The trouble is that, while far from perfect (show me any comparably large group of humans that does a whole lot better!), on balance our military has thwarted far more tyranny than it has imposed. This seems to be an unpalatable thought to many, who have accepted the premise that our society cannot claim any right to defend or spread its interests and values abroad...let alone at gun-point. In many cases, there is a strong thread of anti-capitalism running through this portion of the argument. Indeed, Obama's anti-NAFTA positions (or postures, depending on who you believe) reflect the anti-Globalizing tendencies of the transnational Left pretty closely. Unfortunately, the balkanization (pun intentional) which I believe likely to ensue with each successive disconnection from the grid of international commerce would mark a retreat back down the slope which has lifted Western Civilization so far clear of the mire of frequent warfare that there is an ever-shrinking cohort for whom Great Power War even lies within living memory. Aside from the ever-present threat of Mutually Assured Destruction during the Cold War, one of the primary historical developments which has made great-power war so unimaginable today has been that very international web of commercial and cultural interrelationships known as globalization that many of these so-called transnationals would set about eroding with the imposition of protectionist regulatory regimes.

Globalized markets depend on legal and political stability and security, so that contracts and other rule sets can reliably be struck and enforced, protecting investments and the flows of goods and services and people and ideas. Again, I make reference here to Barnett's Core-Gap distinction, one of the most useful concepts I have encountered in my studies of these matters. Barnett shows us that the lion's share of US and allied military deployments since the end of the Cold War have been into areas which fall outside of the protective network of interconnected mercantile democracies which he calls the Core. It is the growth of that Core (and concomitant shrinking of the lawless and disconnected Gap) which holds the greatest promise for undermining the sources of misery and terrorism and poverty and war...but only at the price of continued assertive installation and enforcement of the rule sets which would make that possible. Obama's supporters' hopes for a world without war and with a greater emphasis on internal, social issues are laudable. Lamentably, it appears that History has other plans for us.

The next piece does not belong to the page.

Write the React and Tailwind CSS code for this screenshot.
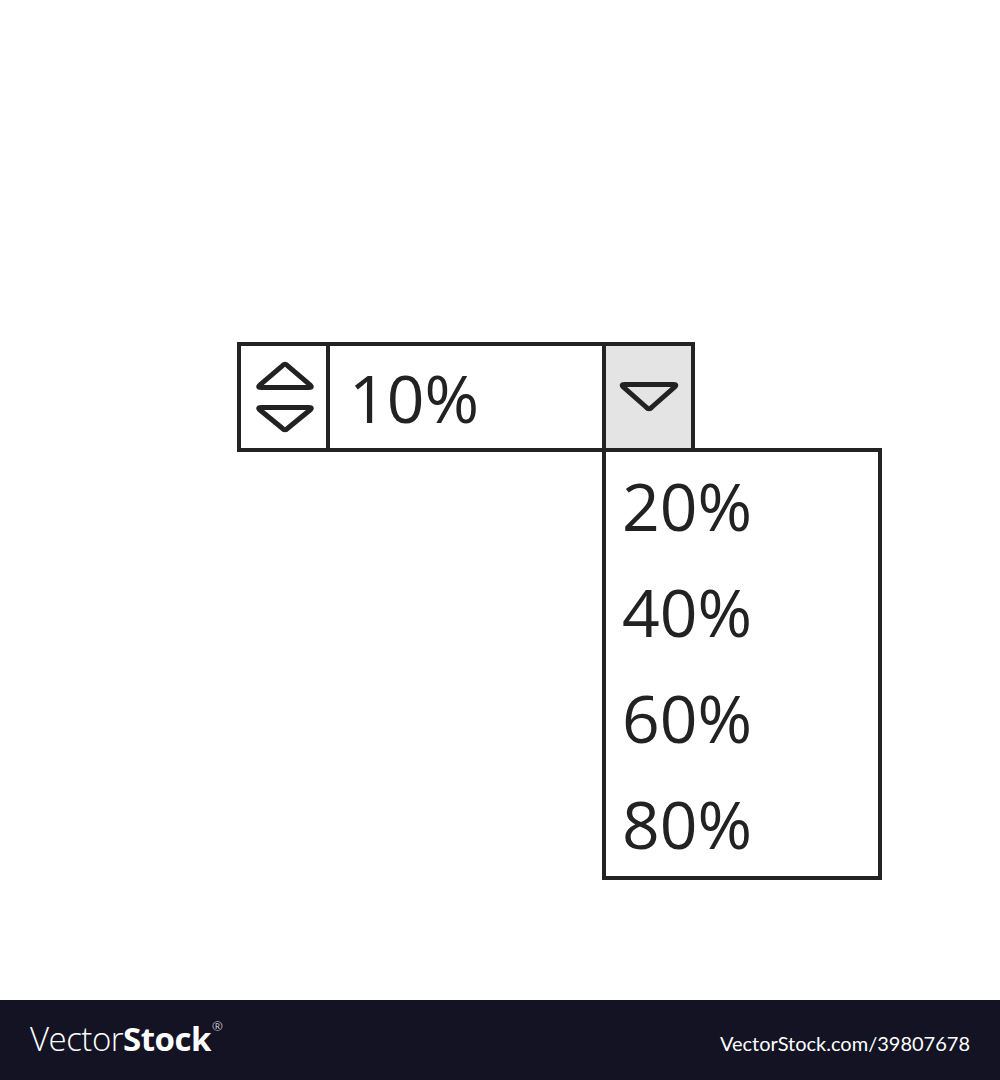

In a similar vein, generations have passed since an enemy marched across American soil, leading to a perception of the absolute security of US borders, a sense of safety which allows large numbers of Americans to truly believe that national borders are becoming obsolete...and that this would be a good thing. From regulated international trade to the elevation of international organizations like the UN, the unmistakable drift of the Transnational Progressives is toward something more resembling a World Government than a marketplace of sovereign nations. I know this because I used to believe it wholeheartedly. I envisioned a kind of "United Federation of Planets" (h/t to Mr Hengist here) model of global affairs. Of course, Sir Thomas Moore's great joke on history is that "U-Topia" actually means "No-Place."

Now, some would astutely argue that Europe has much more recently experienced the carnage which can ensue when national borders are seen as porous, so one would expect its nations to be a mite more prickly about the matter of sovereignty than the formation of the EU would suggest they are. But Europe, on closer inspection emerges as the exception which proves the rule. Over the course of the Cold War, Europe allowed itself to become comfortably benumbed to the dangers of a looming USSR by a long-standing American umbrella of nuclear and conventional deterrence, and by the stable network of rule-driven trade relationships which that umbrella has allowed to form. European nations had the luxury to rely on the long, pregnant pause from history afforded by the Pax Americana, and to radically de-fund their militaries, spend that money on elaborate social support systems, and increase the permeability of the membranes which separate them into distinct entities. Unfortunately, that epoch of uneasy but generally stable peace was a great mirage; Western Europe had essentially outsourced its recourse to force to a United States which obliged by maintaining (at mammoth expense) its long stalemate with the Russian Bear. So, again, the idealistic vision of a post-historical world which is held so dear to the hearts of transnational progressives like Obama and many of his supporters forms a lovely vista indeed...but it is broader by far than it is deep.

I could go on. I could, for example, talk about the strong populist proclivities of the Obama camp. The idea that the wealthiest people in this Nation should pitch in and support the struggling remainder sounds perfectly reasonable and even noble...until one considers that it is predicated on the redistribution of wealth whose continued generation is assumed to be a constant. Of course, high taxation and other redistributionist schemes would act to degrade the incentive to generate wealth at current levels, ultimately creating the conditions (e.g., increased off-shore investment) which will progressively undermine those Progressive policies and the programs they are designed to fund. Again, it is a strength of America (the dynamism and robustness of its economy --even during periods of relative slow-downs-- which makes possible the widespread creation of personal and corporate wealth) which creates the conditions for the Obama critique and its earnest, incessant calls for "Change."

I suppose I could also expand on the Obama complaints about what he appears to perceive as this Nation's unsatisfactory use of international diplomacy to address its differences with rogue regimes. Much has already been said about that on this blog, and not a bit of it can possibly improve on what has already been said by the august grandfather of political blogging, Steven Den Beste about the concept of Diplomacy as Obama and his supporters admirably but mistakenly conceptualize it.

In short, I do get it. After all, it was really not so long ago that I would have been right there, boycotting Starbucks, Questioning The Timing, making fun of John Bolton's moustache, and basking in the satisfaction that an African American candidate stood a stone's throw from the White House, where he would set about deconstructing the tottering hubristic edifice of American Empire. For the children.

Thus do I preserve my high estimation of the intelligence and character of my friends, while still heaping what I believe to be amply-earned derision on the candidate who speaks to their finer angels. If anything, it makes me even more proud of the Nation which fosters and facilitates their earnest pursuit of their ideals, even as in many cases I judge those pursuits to be based on faulty intel.